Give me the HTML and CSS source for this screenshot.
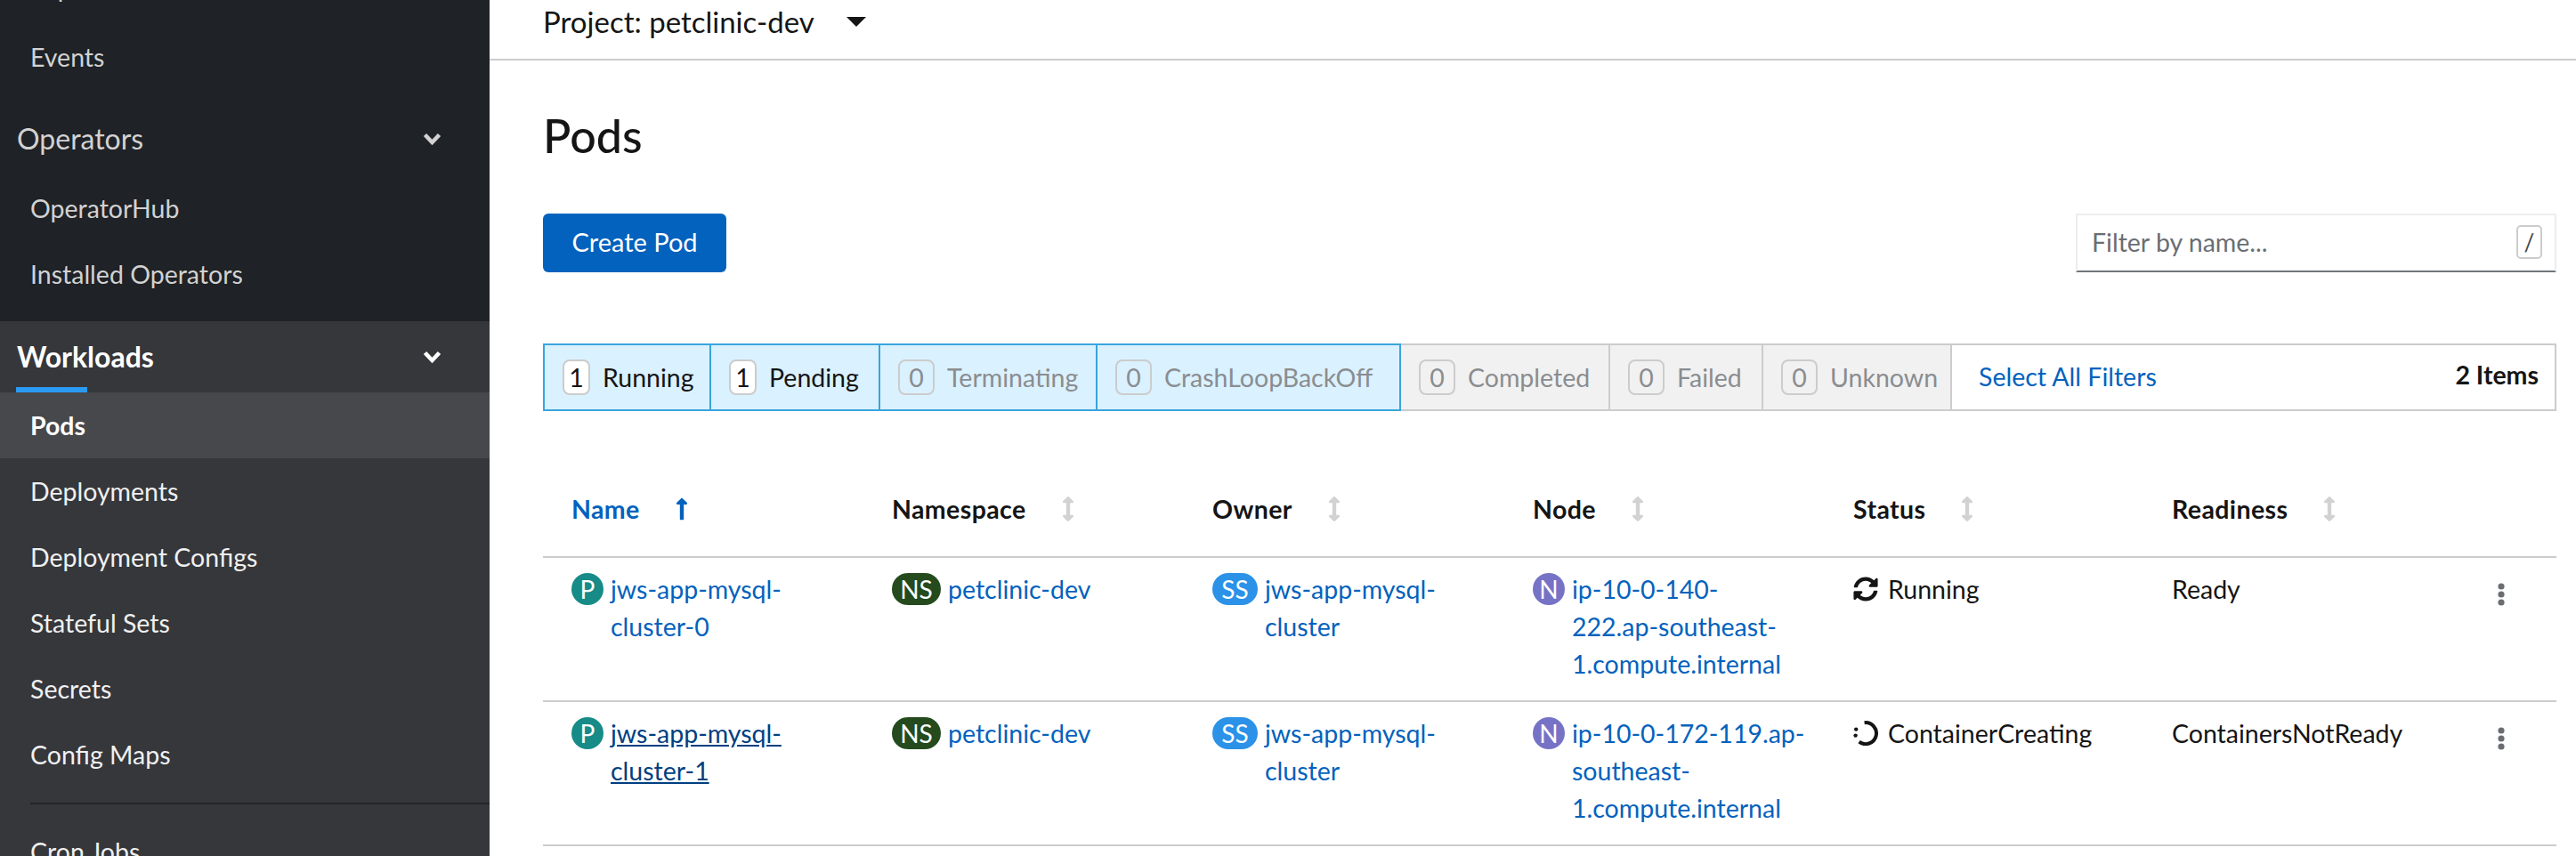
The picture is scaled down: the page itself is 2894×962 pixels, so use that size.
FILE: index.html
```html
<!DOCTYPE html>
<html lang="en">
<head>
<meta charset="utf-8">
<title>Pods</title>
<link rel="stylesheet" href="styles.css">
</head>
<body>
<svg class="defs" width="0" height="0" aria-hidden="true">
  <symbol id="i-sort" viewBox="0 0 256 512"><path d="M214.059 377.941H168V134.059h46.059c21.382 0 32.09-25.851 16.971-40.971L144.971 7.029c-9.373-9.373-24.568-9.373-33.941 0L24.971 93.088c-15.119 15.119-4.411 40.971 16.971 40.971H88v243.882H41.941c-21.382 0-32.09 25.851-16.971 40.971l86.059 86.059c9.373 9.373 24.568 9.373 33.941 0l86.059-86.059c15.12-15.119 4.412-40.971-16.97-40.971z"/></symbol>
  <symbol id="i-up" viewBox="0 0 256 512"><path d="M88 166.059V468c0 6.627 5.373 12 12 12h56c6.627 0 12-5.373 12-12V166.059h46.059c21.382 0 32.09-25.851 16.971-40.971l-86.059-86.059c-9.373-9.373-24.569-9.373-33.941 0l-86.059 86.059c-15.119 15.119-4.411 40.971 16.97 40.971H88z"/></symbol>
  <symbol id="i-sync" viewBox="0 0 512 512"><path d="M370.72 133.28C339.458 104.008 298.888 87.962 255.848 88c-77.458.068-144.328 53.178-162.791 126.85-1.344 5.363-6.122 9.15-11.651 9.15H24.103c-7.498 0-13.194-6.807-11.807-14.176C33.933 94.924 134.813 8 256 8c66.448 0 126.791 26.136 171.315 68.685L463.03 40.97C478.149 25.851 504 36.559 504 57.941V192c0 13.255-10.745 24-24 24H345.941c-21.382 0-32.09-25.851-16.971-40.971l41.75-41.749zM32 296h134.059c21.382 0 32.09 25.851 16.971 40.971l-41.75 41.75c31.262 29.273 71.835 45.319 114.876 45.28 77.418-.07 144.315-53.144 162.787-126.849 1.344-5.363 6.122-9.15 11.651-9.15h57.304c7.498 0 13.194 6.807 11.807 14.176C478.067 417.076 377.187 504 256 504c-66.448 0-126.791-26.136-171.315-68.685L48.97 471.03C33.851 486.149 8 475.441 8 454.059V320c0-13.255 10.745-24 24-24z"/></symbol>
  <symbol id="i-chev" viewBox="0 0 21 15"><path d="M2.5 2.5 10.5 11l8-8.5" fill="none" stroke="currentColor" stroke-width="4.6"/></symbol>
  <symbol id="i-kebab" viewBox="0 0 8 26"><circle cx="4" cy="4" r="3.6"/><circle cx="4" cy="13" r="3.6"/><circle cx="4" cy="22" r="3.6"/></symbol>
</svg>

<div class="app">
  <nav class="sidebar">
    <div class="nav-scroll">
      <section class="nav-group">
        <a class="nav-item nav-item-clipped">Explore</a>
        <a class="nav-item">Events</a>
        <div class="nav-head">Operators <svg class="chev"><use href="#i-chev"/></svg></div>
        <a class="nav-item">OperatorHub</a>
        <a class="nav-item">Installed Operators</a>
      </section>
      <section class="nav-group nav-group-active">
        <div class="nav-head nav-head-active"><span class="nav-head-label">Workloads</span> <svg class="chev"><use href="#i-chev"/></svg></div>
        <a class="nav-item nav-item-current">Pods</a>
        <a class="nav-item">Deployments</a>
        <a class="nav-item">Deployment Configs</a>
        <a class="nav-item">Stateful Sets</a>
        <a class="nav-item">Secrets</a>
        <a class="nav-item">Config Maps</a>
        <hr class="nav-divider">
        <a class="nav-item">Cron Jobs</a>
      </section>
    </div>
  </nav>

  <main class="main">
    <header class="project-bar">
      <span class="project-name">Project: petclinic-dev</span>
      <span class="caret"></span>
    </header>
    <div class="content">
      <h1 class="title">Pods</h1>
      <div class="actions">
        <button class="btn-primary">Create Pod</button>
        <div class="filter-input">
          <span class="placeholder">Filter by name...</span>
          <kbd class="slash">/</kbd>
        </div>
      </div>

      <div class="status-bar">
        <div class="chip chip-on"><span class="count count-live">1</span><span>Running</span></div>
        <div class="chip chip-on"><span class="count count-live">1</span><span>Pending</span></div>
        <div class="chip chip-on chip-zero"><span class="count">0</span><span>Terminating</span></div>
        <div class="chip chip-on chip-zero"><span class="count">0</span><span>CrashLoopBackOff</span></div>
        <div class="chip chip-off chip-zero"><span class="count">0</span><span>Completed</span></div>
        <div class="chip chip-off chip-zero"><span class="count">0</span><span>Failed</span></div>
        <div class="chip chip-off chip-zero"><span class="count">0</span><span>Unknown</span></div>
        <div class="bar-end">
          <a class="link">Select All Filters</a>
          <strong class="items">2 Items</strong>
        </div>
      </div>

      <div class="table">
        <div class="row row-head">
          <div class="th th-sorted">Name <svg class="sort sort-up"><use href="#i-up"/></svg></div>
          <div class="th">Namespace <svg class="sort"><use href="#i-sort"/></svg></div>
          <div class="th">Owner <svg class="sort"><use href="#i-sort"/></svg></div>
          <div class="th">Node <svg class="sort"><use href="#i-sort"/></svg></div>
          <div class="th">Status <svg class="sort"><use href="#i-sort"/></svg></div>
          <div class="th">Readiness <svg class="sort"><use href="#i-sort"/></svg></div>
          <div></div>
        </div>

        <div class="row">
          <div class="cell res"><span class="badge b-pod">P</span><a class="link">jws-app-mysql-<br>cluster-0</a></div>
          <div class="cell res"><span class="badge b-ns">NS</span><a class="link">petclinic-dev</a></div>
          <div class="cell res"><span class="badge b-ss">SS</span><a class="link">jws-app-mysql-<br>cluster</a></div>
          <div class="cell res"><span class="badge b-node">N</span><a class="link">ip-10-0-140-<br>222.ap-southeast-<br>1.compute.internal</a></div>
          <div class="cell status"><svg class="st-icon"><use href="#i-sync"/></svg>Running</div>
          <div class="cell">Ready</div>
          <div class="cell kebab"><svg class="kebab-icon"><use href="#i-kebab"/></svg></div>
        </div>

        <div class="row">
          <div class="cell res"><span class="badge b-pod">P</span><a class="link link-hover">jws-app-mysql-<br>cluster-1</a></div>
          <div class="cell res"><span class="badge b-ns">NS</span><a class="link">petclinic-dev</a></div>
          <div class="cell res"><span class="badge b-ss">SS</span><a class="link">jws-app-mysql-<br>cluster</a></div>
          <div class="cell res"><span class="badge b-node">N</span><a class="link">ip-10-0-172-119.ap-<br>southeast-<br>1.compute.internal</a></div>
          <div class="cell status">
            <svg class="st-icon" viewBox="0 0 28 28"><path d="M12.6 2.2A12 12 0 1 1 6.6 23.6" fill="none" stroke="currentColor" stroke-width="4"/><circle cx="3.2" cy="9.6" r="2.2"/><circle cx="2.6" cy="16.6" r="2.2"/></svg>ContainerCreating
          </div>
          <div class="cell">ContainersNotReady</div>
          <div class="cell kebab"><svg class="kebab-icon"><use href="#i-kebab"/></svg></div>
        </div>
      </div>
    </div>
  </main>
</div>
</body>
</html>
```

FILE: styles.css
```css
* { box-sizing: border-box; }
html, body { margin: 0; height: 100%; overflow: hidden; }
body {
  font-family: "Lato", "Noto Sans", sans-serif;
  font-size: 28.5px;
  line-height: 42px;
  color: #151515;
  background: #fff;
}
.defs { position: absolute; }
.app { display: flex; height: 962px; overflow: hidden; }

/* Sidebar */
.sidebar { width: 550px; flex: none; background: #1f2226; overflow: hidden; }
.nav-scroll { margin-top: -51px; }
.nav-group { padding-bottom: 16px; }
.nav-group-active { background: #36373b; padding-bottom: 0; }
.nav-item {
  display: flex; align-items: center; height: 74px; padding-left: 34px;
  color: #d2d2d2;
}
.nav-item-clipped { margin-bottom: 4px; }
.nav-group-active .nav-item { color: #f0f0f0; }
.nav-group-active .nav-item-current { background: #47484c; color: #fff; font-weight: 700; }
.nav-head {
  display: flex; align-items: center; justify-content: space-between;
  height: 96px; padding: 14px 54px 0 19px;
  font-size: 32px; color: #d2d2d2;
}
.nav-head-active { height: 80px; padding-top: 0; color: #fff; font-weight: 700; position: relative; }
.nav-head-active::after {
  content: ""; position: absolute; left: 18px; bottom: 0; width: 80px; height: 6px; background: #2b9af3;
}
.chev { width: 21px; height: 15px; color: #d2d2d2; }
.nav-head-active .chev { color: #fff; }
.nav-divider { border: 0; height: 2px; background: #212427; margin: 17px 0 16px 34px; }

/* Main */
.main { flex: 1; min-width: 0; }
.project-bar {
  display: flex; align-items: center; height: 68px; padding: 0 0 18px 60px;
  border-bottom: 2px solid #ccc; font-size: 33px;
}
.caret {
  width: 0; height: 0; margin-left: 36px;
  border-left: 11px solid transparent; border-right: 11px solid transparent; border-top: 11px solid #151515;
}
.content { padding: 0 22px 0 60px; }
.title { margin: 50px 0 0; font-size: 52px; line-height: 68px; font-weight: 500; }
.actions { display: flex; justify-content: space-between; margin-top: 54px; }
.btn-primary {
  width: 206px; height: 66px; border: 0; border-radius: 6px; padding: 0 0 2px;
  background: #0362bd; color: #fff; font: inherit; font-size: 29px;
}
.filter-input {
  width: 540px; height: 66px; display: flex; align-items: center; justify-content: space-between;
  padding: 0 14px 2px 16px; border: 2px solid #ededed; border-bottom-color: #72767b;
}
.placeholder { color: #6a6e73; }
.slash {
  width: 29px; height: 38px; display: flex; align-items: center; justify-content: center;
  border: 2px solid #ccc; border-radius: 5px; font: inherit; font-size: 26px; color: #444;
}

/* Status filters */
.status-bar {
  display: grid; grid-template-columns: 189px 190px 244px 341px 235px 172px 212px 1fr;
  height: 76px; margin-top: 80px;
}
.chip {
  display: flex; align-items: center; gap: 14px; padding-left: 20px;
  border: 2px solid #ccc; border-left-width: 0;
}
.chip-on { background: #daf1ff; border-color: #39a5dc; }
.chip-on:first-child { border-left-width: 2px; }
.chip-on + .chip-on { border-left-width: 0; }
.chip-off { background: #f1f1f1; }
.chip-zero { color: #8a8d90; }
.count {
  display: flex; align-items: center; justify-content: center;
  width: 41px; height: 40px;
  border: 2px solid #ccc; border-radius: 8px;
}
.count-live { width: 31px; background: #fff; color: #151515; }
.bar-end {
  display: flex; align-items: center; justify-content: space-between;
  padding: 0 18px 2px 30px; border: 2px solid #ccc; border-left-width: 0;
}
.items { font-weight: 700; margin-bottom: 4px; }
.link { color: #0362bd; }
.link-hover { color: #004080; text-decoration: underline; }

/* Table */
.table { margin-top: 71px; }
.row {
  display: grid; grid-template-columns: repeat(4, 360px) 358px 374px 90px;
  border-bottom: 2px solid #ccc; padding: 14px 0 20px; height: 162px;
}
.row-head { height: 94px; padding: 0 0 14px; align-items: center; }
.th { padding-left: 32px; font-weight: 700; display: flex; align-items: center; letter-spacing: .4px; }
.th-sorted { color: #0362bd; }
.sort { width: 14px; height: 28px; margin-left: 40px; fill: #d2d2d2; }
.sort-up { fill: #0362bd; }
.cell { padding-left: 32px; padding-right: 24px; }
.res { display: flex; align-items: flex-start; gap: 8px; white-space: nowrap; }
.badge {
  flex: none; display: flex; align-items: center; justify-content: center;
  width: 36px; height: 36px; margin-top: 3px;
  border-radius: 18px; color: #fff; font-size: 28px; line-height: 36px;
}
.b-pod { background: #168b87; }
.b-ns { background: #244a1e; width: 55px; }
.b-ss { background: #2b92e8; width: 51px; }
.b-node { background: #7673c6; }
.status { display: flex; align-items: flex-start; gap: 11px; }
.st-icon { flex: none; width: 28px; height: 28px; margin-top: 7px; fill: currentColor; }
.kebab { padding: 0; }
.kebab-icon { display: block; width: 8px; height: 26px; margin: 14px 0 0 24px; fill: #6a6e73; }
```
════════════════
Aim:
Find the lines with the string "size" and reproduce them.

Finished exercise:
The picture is scaled down: the page itself is 2894×962 pixels, so use that size.
  font-size: 28.5px;
  font-size: 32px; color: #d2d2d2;
  border-bottom: 2px solid #ccc; font-size: 33px;
.title { margin: 50px 0 0; font-size: 52px; line-height: 68px; font-weight: 500; }
  background: #0362bd; color: #fff; font: inherit; font-size: 29px;
  border: 2px solid #ccc; border-radius: 5px; font: inherit; font-size: 26px; color: #444;
  border-radius: 18px; color: #fff; font-size: 28px; line-height: 36px;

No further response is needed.